А близ дубравы, будто наперекор тому, что готовилось в природе, тяжело, но весело плескалась вода, бежала по желобам, пенилась – артезианский колодец действовал, тот, что начали рыть на рассвете, когда они уходили из Колмова. Доктор взял Глеба Ивановича под руку. «Смотрите! Какая прелесть, – сказал доктор. – Помните: подземная вода увидит солнышко?» – Лицо Успенского на миг прояснилось, но сразу и погасло. «А дубы погибнут», – сказал он, болезненно морщась. (В колмовской тетради записано, что несколько лет спустя дубрава захирела, птицы ее покинули, детишки там не играют, лишь обреченно и жутко вскрикивает серая неясыть.)
На больничном дворе, летними вечерами всегда не пустом, не было ни души. Откуда-то вывернулся вдруг Аввакир Д., этот, как писал Усольцев, «курносый прындик, одержимый нравственным идиотизмом». Ясные, наглые глаза блистали, он запел, заорал: «Будет буря-я-я, мы поспо-о-орим…» – и куда-то помчался, взбрыкивая.
На пустом дворе тишина была, как небо над пустым двором, – и аспидная, и медная. А там, в больничных палатах, в сухом воздухе, насыщенном электричеством, уже искрились, потрескивая, голубые с прозеленью и желтизною призраки. И безумцы уже готовы были начать отчаянную схватку со своим безумием.
Чувство, давно заглохшее, очнулось в душе Усольцева – боязливое и брезгливое содрогание, как у студента-новичка в анатомическом театре. Ничто, казалось бы, не располагало к улыбке, а доктор едва не улыбнулся. Это содрогание, боязливое и брезгливое, упразднило тревогу – уж не «повредился» ли он, Усольцев, годами «объективируя» умалишенных?
Возникала ли тревога, снисходило ли спокойствие, одна позиция оставалась незыблемой, непреложной – не больная совесть, а именно здоровая совесть не выдерживает погружения в этот неустроенный и расстроенный мир. И потому гибнет Глеб Иванович, гибнет, как трепанг, исторгающий собственное нутро в пресной воде. А моя совесть, думал Усольцев, моя квелая совесть изгибисто управляется с угрызениями и самообвинениями, и посему буду я жить-поживать, пока не наступит конец, который все мы, люди здравого смысла, называем естественным.
– Вот и пришли, – сказал Глеб Иванович. – Вы за меня не беспокойтесь, я грозы не боюсь.
Не грозы он боялся, а грибного запаха. Воздух, насыщенный электричеством, был плотен и сух, но пахнуло сырым, грибным, трюфельным.
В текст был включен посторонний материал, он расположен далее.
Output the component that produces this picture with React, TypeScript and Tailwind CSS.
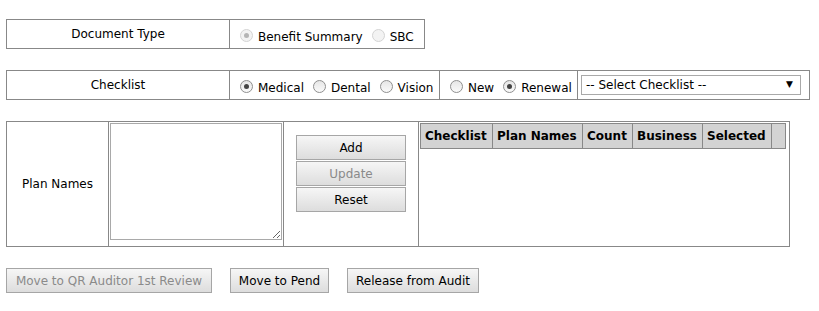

Не было в комнате и быть не могло трюфелей, да запах-то был, и ноздри, втягивая воздух, твердели.
Он подошел к окну, взялся обеими руками за решетку, иногда приводившую его в ярость, но сейчас прочность железного переплета была утешительной. Осторожно потянув воздух, он услышал сильный запах жимолости, осторожно потрогал ноздри, ощутил, что они мягкие, и это тоже было утешительно. И тогда, не раздеваясь, только ботинки сбросив, лег поверх одеяла, вытянулся и смежил веки. Он ждал, когда, наконец, разразится гроза и хлынет дождь, и сразу дышать станет легче. И гроза разразилась, но дождь не хлынул, были лишь молнии, широкие, необычайной яркости, и сильные, частые удары грома.
Там, над крышей, под лиловыми, свинцовыми, рыжими тучами реяли Летучие Ящеры, реяли, роняя бомбы, они-то и были ударами грома. Вы злодей, гневно бросил он капитану Дьякову, а капитан Дьяков ответил: «Таковы гарантии мира». Вы изверг, сжимая кулаки, сказал Успенский, но Дьяков ничего не ответил, все накрыло громовым раскатом. И опять, почти без паузы, широко и ярко полыхнула молния, не открывая глаз, он увидел черный плат, бледный лик, ему показалось, что это давешняя пожилая женщина с иконой Богородицы Неопалимой Купины, но иконы-то не было, а были пылающие факелы. Он открыл глаза, над ним стояла инокиня Маргарита, черный плат, бледный лик, но крыльев не было, были
В эту ночь все мы, врачи и служители, сбились с ног. К утру тучи рассеялись, так и не пролив дождя. Першило в горле, и что-то ловил, ловил напряженный слух. Не сразу я догадался: петухи не пели в Колмове.